>> begin MATERIAL PROVIDED

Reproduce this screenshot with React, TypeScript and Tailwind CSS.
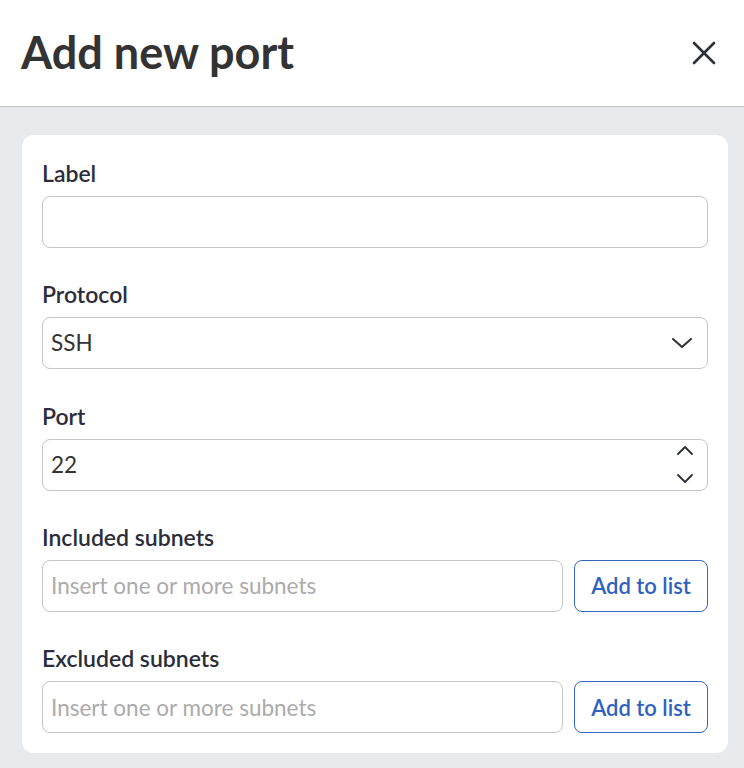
import React from "react";

const font = { fontFamily: "Lato, 'Noto Sans', sans-serif" };

function Chevron({ up = false, w = 20, h = 10, sw = 2 }: { up?: boolean; w?: number; h?: number; sw?: number }) {
  return (
    <svg width={w} height={h} viewBox={`0 0 ${w} ${h}`} fill="none">
      <path
        d={up ? `M1 ${h - 1} L${w / 2} 1 L${w - 1} ${h - 1}` : `M1 1 L${w / 2} ${h - 1} L${w - 1} 1`}
        stroke="#2d2f3b"
        strokeWidth={sw}
        strokeLinecap="round"
        strokeLinejoin="round"
      />
    </svg>
  );
}

function FieldLabel({ children }: { children: React.ReactNode }) {
  return <div className="text-[23px] leading-[36px] font-semibold text-[#2b2d3a] mb-[5px]">{children}</div>;
}

const inputCls =
  "w-full h-[52px] rounded-[8px] border border-[#c6c6c6] bg-white px-[8px] text-[22.5px] text-[#333333] placeholder:text-[#ababab] outline-none";

function SubnetRow() {
  return (
    <div className="flex gap-[11px]">
      <input className={inputCls + " flex-1"} placeholder="Insert one or more subnets" />
      <button className="h-[52px] w-[134px] shrink-0 rounded-[8px] border border-[#3567c2] text-[22px] font-semibold text-[#2f62c0] bg-white">
        Add to list
      </button>
    </div>
  );
}

export default function App() {
  return (
    <div style={font} className="w-[744px] h-[768px] bg-[#e9eaee] flex flex-col overflow-hidden">
      <div className="h-[107px] shrink-0 bg-white border-b border-[#c4c4c4] flex items-center justify-between pl-[21px] pr-[28px]">
        <div className="text-[45px] font-bold text-[#333333] leading-none pb-[2px]">Add new port</div>
        <svg width="24" height="24" viewBox="0 0 24 24" fill="none">
          <path d="M2 2 L22 22 M22 2 L2 22" stroke="#2d2f3b" strokeWidth="2.6" strokeLinecap="round" />
        </svg>
      </div>
      <div className="pt-[28px] pl-[22px] pr-[16px]">
        <div className="bg-white rounded-[12px] p-5 flex flex-col gap-[28.3px]">
          <div>
            <FieldLabel>Label</FieldLabel>
            <input className={inputCls} />
          </div>
          <div>
            <FieldLabel>Protocol</FieldLabel>
            <div className="relative">
              <select className={inputCls + " appearance-none"} defaultValue="SSH">
                <option>SSH</option>
                <option>HTTP</option>
                <option>HTTPS</option>
              </select>
              <div className="absolute right-[16px] top-[21px] pointer-events-none">
                <Chevron />
              </div>
            </div>
          </div>
          <div>
            <FieldLabel>Port</FieldLabel>
            <div className="relative">
              <input className={inputCls} defaultValue="22" />
              <div className="absolute right-[15px] top-[7px] flex flex-col gap-[19px] pointer-events-none">
                <Chevron up w={16} h={9} sw={1.8} />
                <Chevron w={16} h={9} sw={1.8} />
              </div>
            </div>
          </div>
          <div>
            <FieldLabel>Included subnets</FieldLabel>
            <SubnetRow />
          </div>
          <div>
            <FieldLabel>Excluded subnets</FieldLabel>
            <SubnetRow />
          </div>
        </div>
      </div>
    </div>
  );
}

>> end MATERIAL PROVIDED

__INSTRUCTION__. Which lines include the word "React"? List them all.

__TASK RESPONSE__.
Reproduce this screenshot with React, TypeScript and Tailwind CSS.
import React from "react";
function FieldLabel({ children }: { children: React.ReactNode }) {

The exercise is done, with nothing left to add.